# Exercise description:
Write out the data below exactly as given, without any of its pictures.

[Provided material start]

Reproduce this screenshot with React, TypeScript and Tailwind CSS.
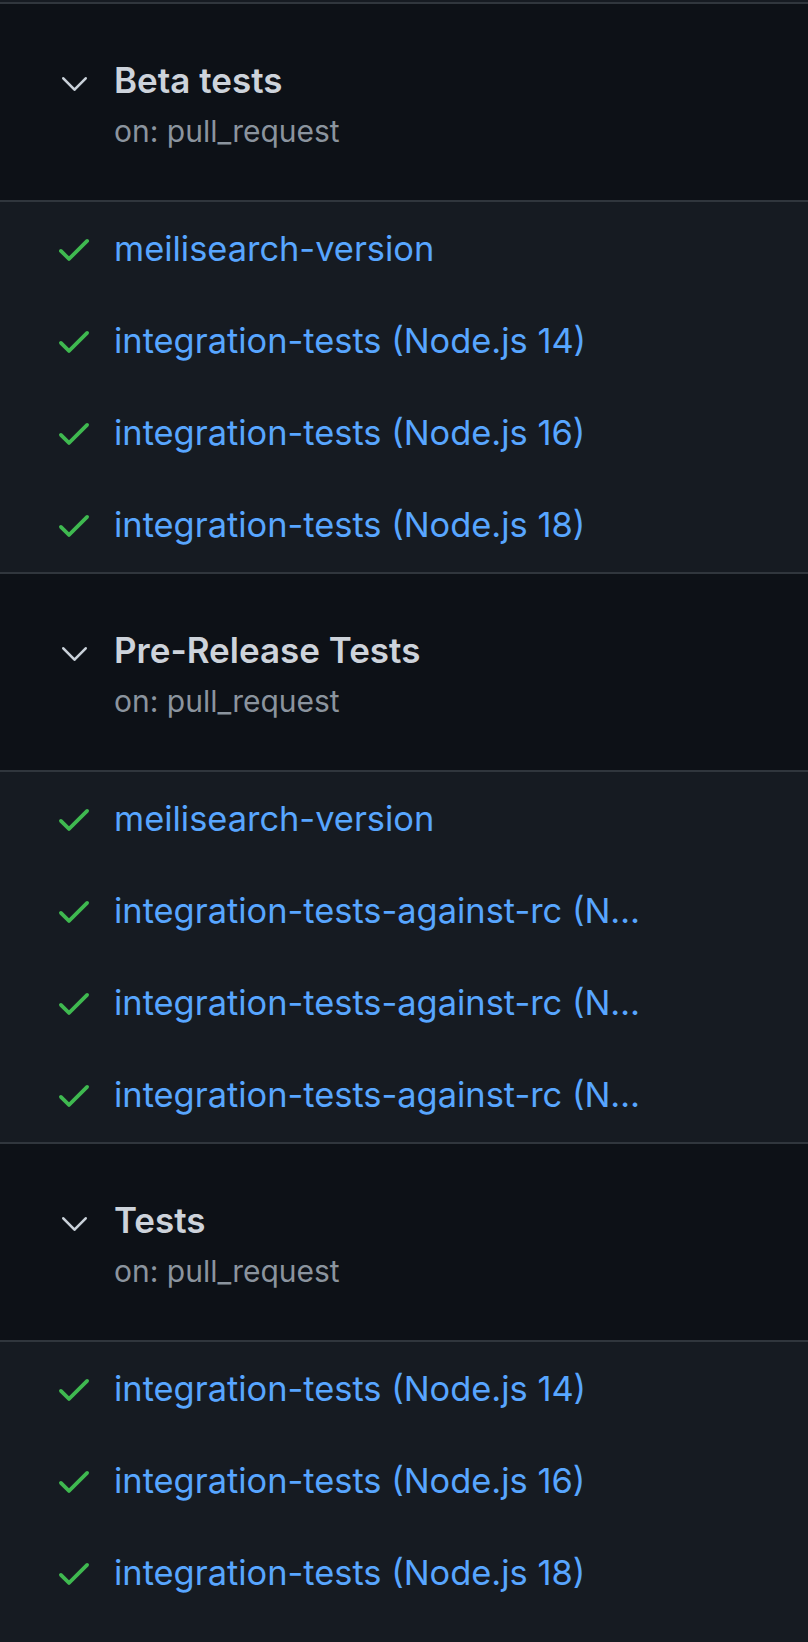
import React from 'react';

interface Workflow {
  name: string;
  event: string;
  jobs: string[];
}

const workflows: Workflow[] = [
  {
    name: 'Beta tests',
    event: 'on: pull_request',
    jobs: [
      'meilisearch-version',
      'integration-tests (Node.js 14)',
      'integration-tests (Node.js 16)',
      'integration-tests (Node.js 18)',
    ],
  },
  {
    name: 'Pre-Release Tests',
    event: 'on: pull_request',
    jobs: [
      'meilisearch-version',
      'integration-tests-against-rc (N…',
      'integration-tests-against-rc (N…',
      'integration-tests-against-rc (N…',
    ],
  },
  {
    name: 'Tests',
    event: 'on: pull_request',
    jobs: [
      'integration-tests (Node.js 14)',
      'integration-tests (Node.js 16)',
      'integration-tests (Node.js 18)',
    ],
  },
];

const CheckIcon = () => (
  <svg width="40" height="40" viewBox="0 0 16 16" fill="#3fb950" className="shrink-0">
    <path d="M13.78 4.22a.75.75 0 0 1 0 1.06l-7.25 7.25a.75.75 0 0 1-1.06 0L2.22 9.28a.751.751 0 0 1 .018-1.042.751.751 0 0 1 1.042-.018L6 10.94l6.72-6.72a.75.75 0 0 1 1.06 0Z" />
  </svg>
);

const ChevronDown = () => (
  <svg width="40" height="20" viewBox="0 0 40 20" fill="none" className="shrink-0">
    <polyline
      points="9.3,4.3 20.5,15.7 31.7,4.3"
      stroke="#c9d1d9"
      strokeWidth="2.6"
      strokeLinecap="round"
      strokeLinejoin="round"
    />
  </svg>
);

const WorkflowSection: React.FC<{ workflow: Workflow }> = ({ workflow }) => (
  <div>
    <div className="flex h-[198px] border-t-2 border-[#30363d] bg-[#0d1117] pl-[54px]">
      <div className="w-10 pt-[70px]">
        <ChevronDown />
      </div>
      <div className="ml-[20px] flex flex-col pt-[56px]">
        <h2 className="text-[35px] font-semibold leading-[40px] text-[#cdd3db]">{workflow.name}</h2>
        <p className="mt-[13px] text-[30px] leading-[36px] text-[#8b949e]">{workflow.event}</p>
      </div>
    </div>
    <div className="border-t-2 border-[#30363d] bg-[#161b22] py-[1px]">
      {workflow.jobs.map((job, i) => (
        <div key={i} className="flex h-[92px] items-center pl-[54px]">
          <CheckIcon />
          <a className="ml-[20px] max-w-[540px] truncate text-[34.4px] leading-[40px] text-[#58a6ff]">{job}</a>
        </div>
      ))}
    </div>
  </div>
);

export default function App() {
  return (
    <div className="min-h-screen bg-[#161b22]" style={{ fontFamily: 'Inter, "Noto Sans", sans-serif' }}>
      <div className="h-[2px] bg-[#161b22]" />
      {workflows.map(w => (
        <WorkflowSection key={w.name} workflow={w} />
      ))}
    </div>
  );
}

[Provided material end]

# Full response:
Reproduce this screenshot with React, TypeScript and Tailwind CSS.
import React from 'react';

interface Workflow {
  name: string;
  event: string;
  jobs: string[];
}

const workflows: Workflow[] = [
  {
    name: 'Beta tests',
    event: 'on: pull_request',
    jobs: [
      'meilisearch-version',
      'integration-tests (Node.js 14)',
      'integration-tests (Node.js 16)',
      'integration-tests (Node.js 18)',
    ],
  },
  {
    name: 'Pre-Release Tests',
    event: 'on: pull_request',
    jobs: [
      'meilisearch-version',
      'integration-tests-against-rc (N…',
      'integration-tests-against-rc (N…',
      'integration-tests-against-rc (N…',
    ],
  },
  {
    name: 'Tests',
    event: 'on: pull_request',
    jobs: [
      'integration-tests (Node.js 14)',
      'integration-tests (Node.js 16)',
      'integration-tests (Node.js 18)',
    ],
  },
];

const CheckIcon = () => (
  <svg width="40" height="40" viewBox="0 0 16 16" fill="#3fb950" className="shrink-0">
    <path d="M13.78 4.22a.75.75 0 0 1 0 1.06l-7.25 7.25a.75.75 0 0 1-1.06 0L2.22 9.28a.751.751 0 0 1 .018-1.042.751.751 0 0 1 1.042-.018L6 10.94l6.72-6.72a.75.75 0 0 1 1.06 0Z" />
  </svg>
);

const ChevronDown = () => (
  <svg width="40" height="20" viewBox="0 0 40 20" fill="none" className="shrink-0">
    <polyline
      points="9.3,4.3 20.5,15.7 31.7,4.3"
      stroke="#c9d1d9"
      strokeWidth="2.6"
      strokeLinecap="round"
      strokeLinejoin="round"
    />
  </svg>
);

const WorkflowSection: React.FC<{ workflow: Workflow }> = ({ workflow }) => (
  <div>
    <div className="flex h-[198px] border-t-2 border-[#30363d] bg-[#0d1117] pl-[54px]">
      <div className="w-10 pt-[70px]">
        <ChevronDown />
      </div>
      <div className="ml-[20px] flex flex-col pt-[56px]">
        <h2 className="text-[35px] font-semibold leading-[40px] text-[#cdd3db]">{workflow.name}</h2>
        <p className="mt-[13px] text-[30px] leading-[36px] text-[#8b949e]">{workflow.event}</p>
      </div>
    </div>
    <div className="border-t-2 border-[#30363d] bg-[#161b22] py-[1px]">
      {workflow.jobs.map((job, i) => (
        <div key={i} className="flex h-[92px] items-center pl-[54px]">
          <CheckIcon />
          <a className="ml-[20px] max-w-[540px] truncate text-[34.4px] leading-[40px] text-[#58a6ff]">{job}</a>
        </div>
      ))}
    </div>
  </div>
);

export default function App() {
  return (
    <div className="min-h-screen bg-[#161b22]" style={{ fontFamily: 'Inter, "Noto Sans", sans-serif' }}>
      <div className="h-[2px] bg-[#161b22]" />
      {workflows.map(w => (
        <WorkflowSection key={w.name} workflow={w} />
      ))}
    </div>
  );
}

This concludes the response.